**Records shown:**

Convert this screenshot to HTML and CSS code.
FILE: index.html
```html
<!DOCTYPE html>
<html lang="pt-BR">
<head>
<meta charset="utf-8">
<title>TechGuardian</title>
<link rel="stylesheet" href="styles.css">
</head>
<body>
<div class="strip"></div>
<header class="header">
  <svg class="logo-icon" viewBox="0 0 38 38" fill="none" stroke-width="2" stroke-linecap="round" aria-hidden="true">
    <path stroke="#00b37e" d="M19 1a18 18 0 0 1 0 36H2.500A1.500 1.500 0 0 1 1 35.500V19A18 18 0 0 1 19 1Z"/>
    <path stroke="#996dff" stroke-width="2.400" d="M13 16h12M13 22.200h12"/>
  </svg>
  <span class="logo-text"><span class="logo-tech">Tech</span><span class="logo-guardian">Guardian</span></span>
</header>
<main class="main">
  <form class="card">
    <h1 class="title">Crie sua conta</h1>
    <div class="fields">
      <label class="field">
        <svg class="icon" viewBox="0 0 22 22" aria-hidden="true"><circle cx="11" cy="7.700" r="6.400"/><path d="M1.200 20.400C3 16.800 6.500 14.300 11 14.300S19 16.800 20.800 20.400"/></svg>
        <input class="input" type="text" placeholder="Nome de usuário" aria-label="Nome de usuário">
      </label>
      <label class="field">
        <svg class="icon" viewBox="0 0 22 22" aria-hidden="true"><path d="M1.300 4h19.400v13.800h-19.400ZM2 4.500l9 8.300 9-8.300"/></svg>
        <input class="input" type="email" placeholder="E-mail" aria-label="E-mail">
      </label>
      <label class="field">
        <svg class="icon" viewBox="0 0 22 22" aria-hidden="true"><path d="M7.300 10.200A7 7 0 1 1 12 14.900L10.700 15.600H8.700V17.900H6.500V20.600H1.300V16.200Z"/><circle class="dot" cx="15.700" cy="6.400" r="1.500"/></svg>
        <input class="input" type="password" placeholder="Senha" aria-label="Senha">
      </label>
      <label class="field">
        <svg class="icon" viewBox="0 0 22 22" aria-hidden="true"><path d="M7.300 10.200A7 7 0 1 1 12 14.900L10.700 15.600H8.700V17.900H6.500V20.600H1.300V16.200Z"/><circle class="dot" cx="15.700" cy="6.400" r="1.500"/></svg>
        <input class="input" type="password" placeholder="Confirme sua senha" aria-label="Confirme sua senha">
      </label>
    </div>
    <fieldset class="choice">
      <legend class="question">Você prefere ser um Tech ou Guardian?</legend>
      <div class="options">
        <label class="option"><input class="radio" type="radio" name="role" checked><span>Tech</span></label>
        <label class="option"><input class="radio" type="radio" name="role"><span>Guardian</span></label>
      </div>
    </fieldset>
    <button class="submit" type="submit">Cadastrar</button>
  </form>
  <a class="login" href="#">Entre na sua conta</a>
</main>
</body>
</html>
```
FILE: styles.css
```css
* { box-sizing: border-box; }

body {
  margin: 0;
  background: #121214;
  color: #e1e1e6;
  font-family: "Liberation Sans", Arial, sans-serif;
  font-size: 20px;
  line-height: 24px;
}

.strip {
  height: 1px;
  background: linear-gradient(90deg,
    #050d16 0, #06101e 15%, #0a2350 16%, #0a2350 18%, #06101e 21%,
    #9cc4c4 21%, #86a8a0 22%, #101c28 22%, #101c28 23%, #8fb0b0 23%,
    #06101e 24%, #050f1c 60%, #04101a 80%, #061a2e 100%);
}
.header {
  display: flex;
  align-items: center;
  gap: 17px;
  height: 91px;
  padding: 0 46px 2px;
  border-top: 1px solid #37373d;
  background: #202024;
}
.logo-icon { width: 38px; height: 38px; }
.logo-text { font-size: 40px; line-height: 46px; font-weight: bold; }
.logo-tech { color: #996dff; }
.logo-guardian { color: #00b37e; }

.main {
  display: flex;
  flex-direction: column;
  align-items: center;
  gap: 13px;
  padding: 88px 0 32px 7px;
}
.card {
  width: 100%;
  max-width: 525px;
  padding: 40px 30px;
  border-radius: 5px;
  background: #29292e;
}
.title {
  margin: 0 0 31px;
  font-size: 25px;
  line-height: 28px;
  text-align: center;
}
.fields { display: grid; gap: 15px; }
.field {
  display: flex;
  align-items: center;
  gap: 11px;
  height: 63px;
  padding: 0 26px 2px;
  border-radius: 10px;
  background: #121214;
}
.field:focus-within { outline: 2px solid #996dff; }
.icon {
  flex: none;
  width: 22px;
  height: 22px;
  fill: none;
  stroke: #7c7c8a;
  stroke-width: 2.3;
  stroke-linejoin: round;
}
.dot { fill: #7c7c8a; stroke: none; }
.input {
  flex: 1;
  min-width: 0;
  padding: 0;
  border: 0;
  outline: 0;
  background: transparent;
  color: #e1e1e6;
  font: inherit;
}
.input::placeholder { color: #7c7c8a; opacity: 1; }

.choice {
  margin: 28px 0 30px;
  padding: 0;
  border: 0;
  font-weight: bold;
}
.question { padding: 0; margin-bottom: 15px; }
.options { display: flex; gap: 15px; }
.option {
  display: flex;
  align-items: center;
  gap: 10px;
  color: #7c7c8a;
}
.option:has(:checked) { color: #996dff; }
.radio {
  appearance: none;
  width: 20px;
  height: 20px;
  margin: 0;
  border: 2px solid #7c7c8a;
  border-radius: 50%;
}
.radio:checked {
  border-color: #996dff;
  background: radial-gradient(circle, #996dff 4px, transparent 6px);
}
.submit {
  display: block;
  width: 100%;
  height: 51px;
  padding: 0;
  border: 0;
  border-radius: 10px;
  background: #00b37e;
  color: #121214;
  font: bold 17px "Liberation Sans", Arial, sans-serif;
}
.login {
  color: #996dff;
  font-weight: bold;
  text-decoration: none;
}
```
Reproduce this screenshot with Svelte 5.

**Instruction:** Write an exact transcription of every entry above.

**Response to the task:**
Convert this screenshot to HTML and CSS code.
FILE: index.html
```html
<!DOCTYPE html>
<html lang="pt-BR">
<head>
<meta charset="utf-8">
<title>TechGuardian</title>
<link rel="stylesheet" href="styles.css">
</head>
<body>
<div class="strip"></div>
<header class="header">
  <svg class="logo-icon" viewBox="0 0 38 38" fill="none" stroke-width="2" stroke-linecap="round" aria-hidden="true">
    <path stroke="#00b37e" d="M19 1a18 18 0 0 1 0 36H2.500A1.500 1.500 0 0 1 1 35.500V19A18 18 0 0 1 19 1Z"/>
    <path stroke="#996dff" stroke-width="2.400" d="M13 16h12M13 22.200h12"/>
  </svg>
  <span class="logo-text"><span class="logo-tech">Tech</span><span class="logo-guardian">Guardian</span></span>
</header>
<main class="main">
  <form class="card">
    <h1 class="title">Crie sua conta</h1>
    <div class="fields">
      <label class="field">
        <svg class="icon" viewBox="0 0 22 22" aria-hidden="true"><circle cx="11" cy="7.700" r="6.400"/><path d="M1.200 20.400C3 16.800 6.500 14.300 11 14.300S19 16.800 20.800 20.400"/></svg>
        <input class="input" type="text" placeholder="Nome de usuário" aria-label="Nome de usuário">
      </label>
      <label class="field">
        <svg class="icon" viewBox="0 0 22 22" aria-hidden="true"><path d="M1.300 4h19.400v13.800h-19.400ZM2 4.500l9 8.300 9-8.300"/></svg>
        <input class="input" type="email" placeholder="E-mail" aria-label="E-mail">
      </label>
      <label class="field">
        <svg class="icon" viewBox="0 0 22 22" aria-hidden="true"><path d="M7.300 10.200A7 7 0 1 1 12 14.900L10.700 15.600H8.700V17.900H6.500V20.600H1.300V16.200Z"/><circle class="dot" cx="15.700" cy="6.400" r="1.500"/></svg>
        <input class="input" type="password" placeholder="Senha" aria-label="Senha">
      </label>
      <label class="field">
        <svg class="icon" viewBox="0 0 22 22" aria-hidden="true"><path d="M7.300 10.200A7 7 0 1 1 12 14.900L10.700 15.600H8.700V17.900H6.500V20.600H1.300V16.200Z"/><circle class="dot" cx="15.700" cy="6.400" r="1.500"/></svg>
        <input class="input" type="password" placeholder="Confirme sua senha" aria-label="Confirme sua senha">
      </label>
    </div>
    <fieldset class="choice">
      <legend class="question">Você prefere ser um Tech ou Guardian?</legend>
      <div class="options">
        <label class="option"><input class="radio" type="radio" name="role" checked><span>Tech</span></label>
        <label class="option"><input class="radio" type="radio" name="role"><span>Guardian</span></label>
      </div>
    </fieldset>
    <button class="submit" type="submit">Cadastrar</button>
  </form>
  <a class="login" href="#">Entre na sua conta</a>
</main>
</body>
</html>
```
FILE: styles.css
```css
* { box-sizing: border-box; }

body {
  margin: 0;
  background: #121214;
  color: #e1e1e6;
  font-family: "Liberation Sans", Arial, sans-serif;
  font-size: 20px;
  line-height: 24px;
}

.strip {
  height: 1px;
  background: linear-gradient(90deg,
    #050d16 0, #06101e 15%, #0a2350 16%, #0a2350 18%, #06101e 21%,
    #9cc4c4 21%, #86a8a0 22%, #101c28 22%, #101c28 23%, #8fb0b0 23%,
    #06101e 24%, #050f1c 60%, #04101a 80%, #061a2e 100%);
}
.header {
  display: flex;
  align-items: center;
  gap: 17px;
  height: 91px;
  padding: 0 46px 2px;
  border-top: 1px solid #37373d;
  background: #202024;
}
.logo-icon { width: 38px; height: 38px; }
.logo-text { font-size: 40px; line-height: 46px; font-weight: bold; }
.logo-tech { color: #996dff; }
.logo-guardian { color: #00b37e; }

.main {
  display: flex;
  flex-direction: column;
  align-items: center;
  gap: 13px;
  padding: 88px 0 32px 7px;
}
.card {
  width: 100%;
  max-width: 525px;
  padding: 40px 30px;
  border-radius: 5px;
  background: #29292e;
}
.title {
  margin: 0 0 31px;
  font-size: 25px;
  line-height: 28px;
  text-align: center;
}
.fields { display: grid; gap: 15px; }
.field {
  display: flex;
  align-items: center;
  gap: 11px;
  height: 63px;
  padding: 0 26px 2px;
  border-radius: 10px;
  background: #121214;
}
.field:focus-within { outline: 2px solid #996dff; }
.icon {
  flex: none;
  width: 22px;
  height: 22px;
  fill: none;
  stroke: #7c7c8a;
  stroke-width: 2.3;
  stroke-linejoin: round;
}
.dot { fill: #7c7c8a; stroke: none; }
.input {
  flex: 1;
  min-width: 0;
  padding: 0;
  border: 0;
  outline: 0;
  background: transparent;
  color: #e1e1e6;
  font: inherit;
}
.input::placeholder { color: #7c7c8a; opacity: 1; }

.choice {
  margin: 28px 0 30px;
  padding: 0;
  border: 0;
  font-weight: bold;
}
.question { padding: 0; margin-bottom: 15px; }
.options { display: flex; gap: 15px; }
.option {
  display: flex;
  align-items: center;
  gap: 10px;
  color: #7c7c8a;
}
.option:has(:checked) { color: #996dff; }
.radio {
  appearance: none;
  width: 20px;
  height: 20px;
  margin: 0;
  border: 2px solid #7c7c8a;
  border-radius: 50%;
}
.radio:checked {
  border-color: #996dff;
  background: radial-gradient(circle, #996dff 4px, transparent 6px);
}
.submit {
  display: block;
  width: 100%;
  height: 51px;
  padding: 0;
  border: 0;
  border-radius: 10px;
  background: #00b37e;
  color: #121214;
  font: bold 17px "Liberation Sans", Arial, sans-serif;
}
.login {
  color: #996dff;
  font-weight: bold;
  text-decoration: none;
}
```
Reproduce this screenshot with Svelte 5.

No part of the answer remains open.